Team Kennedy have to watch JT cook a special twice-cooked pigeon dish, then recreate it to perfection. John's back in his whites. Believe me when I say that if I don't see any cardigan action soon I'll go a bit strange. They all head to their benches and sweat it out trying to copy John's pigeon. There's lots of inaccurate "I'm fighting for my life" gubbins, then they return to present their pigeon to teacher.
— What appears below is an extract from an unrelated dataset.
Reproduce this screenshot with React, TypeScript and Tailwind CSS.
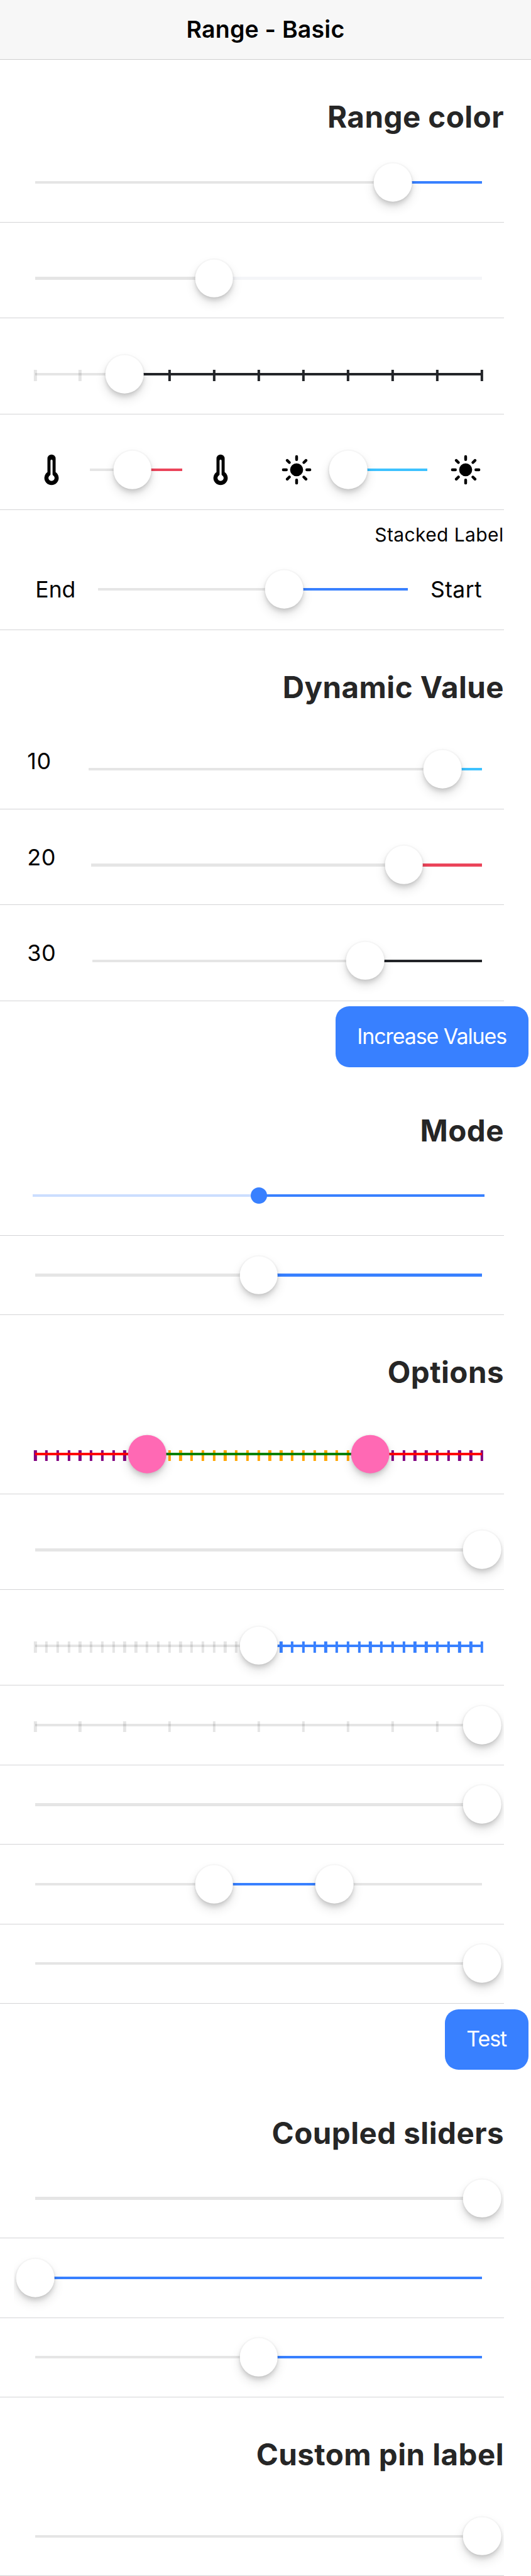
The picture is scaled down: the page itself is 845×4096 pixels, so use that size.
import type { ReactNode } from "react";
import { IoSunny } from "react-icons/io5";

type Tone = "primary" | "light" | "dark" | "danger" | "secondary";

const activeBar: Record<Tone, string> = {
  primary: "bg-[#3880ff]",
  light: "bg-[#f4f5f8]",
  dark: "bg-[#222428]",
  danger: "bg-[#eb445a]",
  secondary: "bg-[#3dc2ff]",
};

interface RangeProps {
  tone?: Tone;
  from: number;
  to?: number;
  steps?: number;
  custom?: boolean;
}

/* The track runs right to left: the active part lies between `from` and `to`, in percent from the left. */
function Track({ tone = "primary", from, to, steps, custom }: RangeProps) {
  const end = to ?? 100;
  const ticks = steps ? Array.from({ length: steps + 1 }, (_, i) => (i * 100) / steps) : [];
  const knobs = to === undefined ? [from] : [from, to];
  return (
    <div className="relative h-[4.33px] min-w-0 flex-1">
      {ticks.map((p) => {
        const on = p >= from && p <= end;
        const colour = custom ? (on ? "bg-[orange]" : "bg-[purple]") : on ? activeBar[tone] : "bg-black/10";
        return (
          <div
            key={p}
            className={`absolute -top-[4.33px] h-[17.33px] w-[4.33px] -translate-x-1/2 ${colour}`}
            style={{ left: `${p}%` }}
          />
        );
      })}
      <div className={`absolute inset-0 ${custom ? "bg-[red]" : "bg-black/10"}`} />
      <div
        className={`absolute inset-y-0 ${custom ? "bg-[green]" : activeBar[tone]}`}
        style={{ left: `${from}%`, right: `${100 - end}%` }}
      />
      {knobs.map((p) => (
        <div
          key={p}
          className={`absolute top-1/2 size-[60.67px] -translate-1/2 rounded-full shadow-[0_5px_7px_rgba(0,0,0,0.12),0_8.67px_17.33px_rgba(0,0,0,0.12),0_0_0_2.17px_rgba(0,0,0,0.02)] ${custom ? "bg-[#ff69b4]" : "bg-white"}`}
          style={{ left: `${p}%` }}
        />
      ))}
    </div>
  );
}

function Range({ start, end, ...track }: RangeProps & { start?: ReactNode; end?: ReactNode }) {
  return (
    <div className="flex h-[125.39px] min-w-0 flex-1 items-center gap-[34.67px] overflow-x-clip px-[34.67px]">
      {end}
      <Track {...track} />
      {start}
    </div>
  );
}

function Row({ pin, children }: { pin?: boolean; children: ReactNode }) {
  return (
    <div
      className={`mr-[43.33px] flex items-end border-b border-[#d4d4d6] pl-[21.67px] ${pin ? "h-[152.36px]" : "h-[126.36px]"}`}
    >
      {children}
    </div>
  );
}

function ValueRow({ value, tone, from, labelWidth }: { value: number; tone: Tone; from: number; labelWidth: string }) {
  return (
    <div className="mr-[43.33px] flex h-[152.36px] items-end border-b border-[#d4d4d6] pl-[43.33px]">
      <span className={`mb-[55.6px] text-[36px] leading-[40px] tracking-[0.5px] ${labelWidth}`}>{value}</span>
      <Range tone={tone} from={from} />
    </div>
  );
}

function Heading({ children }: { children: ReactNode }) {
  return (
    <h2 className="flex h-[132.17px] items-end justify-end pr-[43px] pb-[13px] text-[47.5px] leading-[56px] font-bold tracking-[0.45px] text-[#262626]">
      {children}
    </h2>
  );
}

function Button({ width, children }: { width: string; children: ReactNode }) {
  return (
    <div className="flex h-[114.83px] items-start justify-end pt-[8.67px] pr-[4.33px]">
      <button
        className={`flex h-[96.6px] items-center justify-center rounded-[21.67px] bg-[#3880ff] pb-[2.4px] text-[34px] tracking-[-1.1px] whitespace-nowrap text-white ${width}`}
      >
        {children}
      </button>
    </div>
  );
}

function Thermometer() {
  return (
    <svg viewBox="0 0 512 512" className="size-[52px] shrink-0">
      <path d="M192 80a64 64 0 0 1 128 0v212a112 112 0 1 1-128 0z" />
      <path d="M240 112a16 16 0 0 1 32 0v216q0 8 7 13a48 48 0 1 1-46 0q7-5 7-13z" fill="#fff" />
    </svg>
  );
}

const Sun = () => <IoSunny className="size-[52px] shrink-0" />;

export default function App() {
  return (
    <div className="h-[4096px] w-[845px] overflow-hidden bg-white font-['Inter',sans-serif] text-black">
      <header className="flex h-[95.33px] items-center justify-center border-b border-[#cfcfcf] bg-[#f7f7f7] text-[37.5px] font-semibold tracking-[0.2px]">
        Range - Basic
      </header>

      <Heading>Range color</Heading>
      <Row>
        <Range from={80} />
      </Row>
      <Row pin>
        <Range tone="light" from={40} />
      </Row>
      <Row pin>
        <Range tone="dark" from={20} steps={10} />
      </Row>
      <Row pin>
        <Range tone="danger" from={46} start={<Thermometer />} end={<Thermometer />} />
        <Range tone="secondary" from={14.2} start={<Sun />} end={<Sun />} />
      </Row>
      <div className="mr-[43.33px] flex h-[191.39px] flex-col justify-end border-b border-[#d4d4d6] pl-[21.67px]">
        <div className="mb-[7.5px] text-right text-[30px] leading-[34px] tracking-[0.4px]">Stacked Label</div>
        <div className="mb-[1.4px] flex">
          <Range
            from={60}
            start={<span className="w-[83px] text-right text-[35.5px] tracking-[0.4px]">Start</span>}
            end={<span className="w-[64.8px] text-[35.5px]">End</span>}
          />
        </div>
      </div>

      <Heading>Dynamic Value</Heading>
      <ValueRow value={10} tone="secondary" from={90} labelWidth="w-[62.6px]" />
      <ValueRow value={20} tone="danger" from={80} labelWidth="w-[66.9px]" />
      <ValueRow value={30} tone="dark" from={70} labelWidth="w-[69px]" />
      <Button width="w-[307px]">Increase Values</Button>

      <Heading>Mode</Heading>
      <Row>
        <div className="flex h-[125.39px] flex-1 items-center px-[30.33px]">
          <div className="relative h-[4.33px] flex-1 bg-[#3880ff]/26">
            <div className="absolute inset-y-0 right-0 left-1/2 bg-[#3880ff]" />
            <div className="absolute top-1/2 left-1/2 size-[26px] -translate-1/2 rounded-full bg-[#3880ff]" />
          </div>
        </div>
      </Row>
      <Row>
        <Range from={50} />
      </Row>

      <Heading>Options</Heading>
      <Row pin>
        <Range from={25} to={75} steps={40} custom />
      </Row>
      <Row pin>
        <Range from={100} />
      </Row>
      <Row pin>
        <Range from={50} steps={40} />
      </Row>
      <Row>
        <Range from={100} steps={10} />
      </Row>
      <Row>
        <Range from={100} />
      </Row>
      <Row>
        <Range from={40} to={67} />
      </Row>
      <Row>
        <Range from={100} />
      </Row>
      <Button width="w-[133px]">Test</Button>

      <Heading>Coupled sliders</Heading>
      <Row>
        <Range from={100} />
      </Row>
      <Row>
        <Range from={0} />
      </Row>
      <Row>
        <Range from={50} />
      </Row>

      <Heading>Custom pin label</Heading>
      <Row pin>
        <Range from={100} />
      </Row>
    </div>
  );
}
Alice and Tim do extremely well. They're definitely in. Kennedy didn't let his bird settle and the celeriac and apple puree is slowly turning a pretty shade of puce. Gregg comments on it for dramatic effect but both he and John enjoy it. Kennedy's in, which is good being that he can't play the cello ever again. It's down to Peter and Polly again. Peter's pulled up on the fact that he has very little Chinese Gunpowder on his plate and Polly's upset Gregg by leaving sharp shards of bone and cartilage on the plate. Bad Polly! Very bad! It has to be Polly. Peter just went a little easy on the seasoning for goodness sake. So, Eating Kings, which minion isn't worthy of your company any longer?

IT SHOULD HAVE BEEN POLLY! She had shards of BONE! Urgh. The four almost losers cry their usual tears and they're reunited with the Bobsled Castle lot.

This week the final nine carry out their first service for the paying public. There will be lots of pressure, PRESSURE, PRESSURRRRRRRRE!